> **What you need to do**
Leave out the pictures and retype only the lines from the opening line to the line that holds "0.5L10.5 10.5M10.5 0.5L0.5", both ends included.

> **Data section**
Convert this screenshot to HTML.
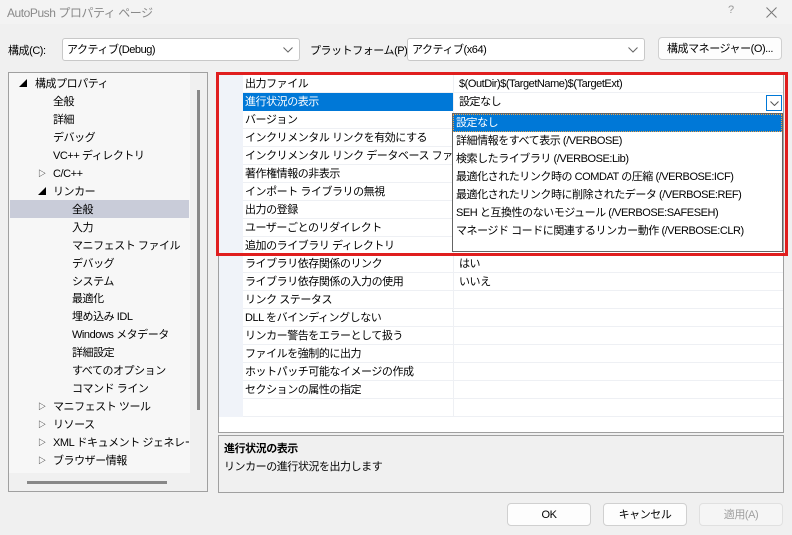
<!DOCTYPE html>
<html><head><meta charset="utf-8"><style>
*{margin:0;padding:0;box-sizing:border-box}
body{width:792px;height:535px;background:#f0f0f0;font-family:"Liberation Sans","Noto Sans CJK JP",sans-serif;font-size:11px;letter-spacing:-0.45px;color:#000;position:relative;overflow:hidden}
div,span{white-space:nowrap}
.a{position:absolute}
.t{line-height:20px;height:18px}
.combo{position:absolute;background:#fff;border:1px solid #c8c8c8;border-radius:3px;height:23px;line-height:22px;padding-left:4px}
.combo svg{position:absolute;right:6px;top:8px}
.btn{position:absolute;background:#fdfdfd;border:1px solid #d0d0d0;border-radius:4px;height:23px;line-height:22px;text-align:center}
.row{position:absolute;left:243px;width:540px;height:18px;border-bottom:1px solid #eef0f4;line-height:19px}
.row .n{position:absolute;left:2px;height:17px}
.row .v{position:absolute;left:210px;border-left:1px solid #eef0f4;height:17px;padding-left:5px;width:330px}
.dd div{height:18px;line-height:19px;padding-left:3px}
.tri{position:absolute;font-size:8px;line-height:18px;letter-spacing:0}
</style></head><body>
<div class="a" style="left:0;top:0;width:792px;height:24px;background:#f3f3f3"></div>
<div class="a" style="left:7px;top:4px;color:#8a8a8a;font-size:12px">AutoPush プロパティ ページ</div>
<div class="a" style="left:728px;top:4px;color:#999">?</div>
<svg class="a" style="left:766px;top:7px" width="11" height="11"><path d="M0.5 0.5L10.5 10.5M10.5 0.5L0.5 10.5" stroke="#777" stroke-width="1"/></svg>

<div class="a" style="left:8px;top:42px">構成(C):</div>
<div class="combo" style="left:62px;top:38px;width:238px">アクティブ(Debug)<svg width="10" height="6"><path d="M0.5 0.5L5 5L9.5 0.5" fill="none" stroke="#666"/></svg></div>
<div class="a" style="left:310px;top:42px">プラットフォーム(P):</div>
<div class="combo" style="left:407px;top:38px;width:238px">アクティブ(x64)<svg width="10" height="6"><path d="M0.5 0.5L5 5L9.5 0.5" fill="none" stroke="#666"/></svg></div>
<div class="btn" style="left:658px;top:37px;width:124px">構成マネージャー(O)...</div>

<!-- tree -->
<div class="a" style="left:8px;top:72px;width:200px;height:420px;border:1px solid #a0a0a0;background:#f0f0f0"></div>
<div class="a" style="left:9px;top:73px;width:181px;height:400px;background:#f7f7f7;overflow:hidden"></div>
<div class="a" style="left:10px;top:200px;width:179px;height:18px;background:#c9ccd9"></div>
<div class="a" style="left:197px;top:90px;width:3px;height:320px;background:#888"></div>
<div class="a" style="left:27px;top:481px;width:140px;height:3px;background:#888"></div>
<div class="tri" style="left:19px;top:75px">◢</div>
<div class="a t" style="left:35px;top:74px">構成プロパティ</div>
<div class="a t" style="left:53px;top:92px">全般</div>
<div class="a t" style="left:53px;top:110px">詳細</div>
<div class="a t" style="left:53px;top:128px">デバッグ</div>
<div class="a t" style="left:53px;top:146px">VC++ ディレクトリ</div>
<div class="tri" style="left:38px;top:165px">▷</div>
<div class="a t" style="left:53px;top:164px">C/C++</div>
<div class="tri" style="left:38px;top:183px">◢</div>
<div class="a t" style="left:53px;top:182px">リンカー</div>
<div class="a t" style="left:72px;top:200px">全般</div>
<div class="a t" style="left:72px;top:218px">入力</div>
<div class="a t" style="left:72px;top:236px">マニフェスト ファイル</div>
<div class="a t" style="left:72px;top:254px">デバッグ</div>
<div class="a t" style="left:72px;top:272px">システム</div>
<div class="a t" style="left:72px;top:289px">最適化</div>
<div class="a t" style="left:72px;top:307px">埋め込み IDL</div>
<div class="a t" style="left:72px;top:325px">Windows メタデータ</div>
<div class="a t" style="left:72px;top:343px">詳細設定</div>
<div class="a t" style="left:72px;top:361px">すべてのオプション</div>
<div class="a t" style="left:72px;top:379px">コマンド ライン</div>
<div class="tri" style="left:38px;top:398px">▷</div><div class="a t" style="left:53px;top:397px">マニフェスト ツール</div>
<div class="tri" style="left:38px;top:416px">▷</div><div class="a t" style="left:53px;top:415px">リソース</div>
<div class="tri" style="left:38px;top:434px">▷</div><div class="a t" style="left:53px;top:433px;width:136px;overflow:hidden">XML ドキュメント ジェネレーター</div>
<div class="tri" style="left:38px;top:452px">▷</div><div class="a t" style="left:53px;top:451px">ブラウザー情報</div>

<!-- grid -->
<div class="a" style="left:218px;top:72px;width:566px;height:361px;border:1px solid #a0a0a0;background:#fff"></div>
<div class="a" style="left:219px;top:73px;width:24px;height:344px;background:#f0f3f9"></div>
<div class="row" style="top:75px"><span class="n">出力ファイル</span><span class="v">$(OutDir)$(TargetName)$(TargetExt)</span></div>
<div class="row" style="top:93px;border:0"><span class="n" style="left:0;width:210px;background:#0078d7;color:#fff;padding-left:2px;height:18px">進行状況の表示</span><span class="v">設定なし</span></div>
<div class="a" style="left:766px;top:95px;width:16px;height:16px;border:1px solid #0078d7;background:#fff"><svg style="position:absolute;left:3px;top:5px" width="9" height="5"><path d="M0.5 0.5L4.5 4.5L8.5 0.5" fill="none" stroke="#555"/></svg></div>
<div class="row" style="top:111px"><span class="n">バージョン</span><span class="v"></span></div>
<div class="row" style="top:129px"><span class="n">インクリメンタル リンクを有効にする</span><span class="v"></span></div>
<div class="row" style="top:147px"><span class="n">インクリメンタル リンク データベース ファイル</span><span class="v"></span></div>
<div class="row" style="top:165px"><span class="n">著作権情報の非表示</span><span class="v"></span></div>
<div class="row" style="top:183px"><span class="n">インポート ライブラリの無視</span><span class="v"></span></div>
<div class="row" style="top:201px"><span class="n">出力の登録</span><span class="v"></span></div>
<div class="row" style="top:219px"><span class="n">ユーザーごとのリダイレクト</span><span class="v"></span></div>
<div class="row" style="top:237px"><span class="n">追加のライブラリ ディレクトリ</span><span class="v"></span></div>
<div class="row" style="top:255px"><span class="n">ライブラリ依存関係のリンク</span><span class="v">はい</span></div>
<div class="row" style="top:273px"><span class="n">ライブラリ依存関係の入力の使用</span><span class="v">いいえ</span></div>
<div class="row" style="top:291px"><span class="n">リンク ステータス</span><span class="v"></span></div>
<div class="row" style="top:309px"><span class="n">DLL をバインディングしない</span><span class="v"></span></div>
<div class="row" style="top:327px"><span class="n">リンカー警告をエラーとして扱う</span><span class="v"></span></div>
<div class="row" style="top:345px"><span class="n">ファイルを強制的に出力</span><span class="v"></span></div>
<div class="row" style="top:363px"><span class="n">ホットパッチ可能なイメージの作成</span><span class="v"></span></div>
<div class="row" style="top:381px"><span class="n">セクションの属性の指定</span><span class="v"></span></div>
<div class="row" style="top:399px"><span class="n"></span><span class="v"></span></div>

<!-- dropdown -->
<div class="a dd" style="left:452px;top:113px;width:331px;height:139px;background:#fff;border:1px solid #646464">
<div style="background:#0078d7;color:#fff;outline:1px dotted #f0a040;outline-offset:-1px">設定なし</div>
<div>詳細情報をすべて表示 (/VERBOSE)</div>
<div>検索したライブラリ (/VERBOSE:Lib)</div>
<div>最適化されたリンク時の COMDAT の圧縮 (/VERBOSE:ICF)</div>
<div>最適化されたリンク時に削除されたデータ (/VERBOSE:REF)</div>
<div>SEH と互換性のないモジュール (/VERBOSE:SAFESEH)</div>
<div>マネージド コードに関連するリンカー動作 (/VERBOSE:CLR)</div>
</div>

<!-- red box -->
<div class="a" style="left:216px;top:72px;width:572px;height:184px;border:3px solid #e01e1e"></div>

<!-- description -->
<div class="a" style="left:218px;top:435px;width:566px;height:58px;border:1px solid #a0a0a0;background:#f0f0f0"></div>
<div class="a" style="left:224px;top:440px;font-weight:bold">進行状況の表示</div>
<div class="a" style="left:224px;top:458px">リンカーの進行状況を出力します</div>

<div class="btn" style="left:507px;top:503px;width:84px">OK</div>
<div class="btn" style="left:603px;top:503px;width:84px">キャンセル</div>
<div class="btn" style="left:699px;top:503px;width:84px;color:#a0a0a0;background:#f5f5f5;border-color:#e0e0e0">適用(A)</div>
</body></html>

> **The solution**
Convert this screenshot to HTML.
<!DOCTYPE html>
<html><head><meta charset="utf-8"><style>
*{margin:0;padding:0;box-sizing:border-box}
body{width:792px;height:535px;background:#f0f0f0;font-family:"Liberation Sans","Noto Sans CJK JP",sans-serif;font-size:11px;letter-spacing:-0.45px;color:#000;position:relative;overflow:hidden}
div,span{white-space:nowrap}
.a{position:absolute}
.t{line-height:20px;height:18px}
.combo{position:absolute;background:#fff;border:1px solid #c8c8c8;border-radius:3px;height:23px;line-height:22px;padding-left:4px}
.combo svg{position:absolute;right:6px;top:8px}
.btn{position:absolute;background:#fdfdfd;border:1px solid #d0d0d0;border-radius:4px;height:23px;line-height:22px;text-align:center}
.row{position:absolute;left:243px;width:540px;height:18px;border-bottom:1px solid #eef0f4;line-height:19px}
.row .n{position:absolute;left:2px;height:17px}
.row .v{position:absolute;left:210px;border-left:1px solid #eef0f4;height:17px;padding-left:5px;width:330px}
.dd div{height:18px;line-height:19px;padding-left:3px}
.tri{position:absolute;font-size:8px;line-height:18px;letter-spacing:0}
</style></head><body>
<div class="a" style="left:0;top:0;width:792px;height:24px;background:#f3f3f3"></div>
<div class="a" style="left:7px;top:4px;color:#8a8a8a;font-size:12px">AutoPush プロパティ ページ</div>
<div class="a" style="left:728px;top:4px;color:#999">?</div>
<svg class="a" style="left:766px;top:7px" width="11" height="11"><path d="M0.5 0.5L10.5 10.5M10.5 0.5L0.5 10.5" stroke="#777" stroke-width="1"/></svg>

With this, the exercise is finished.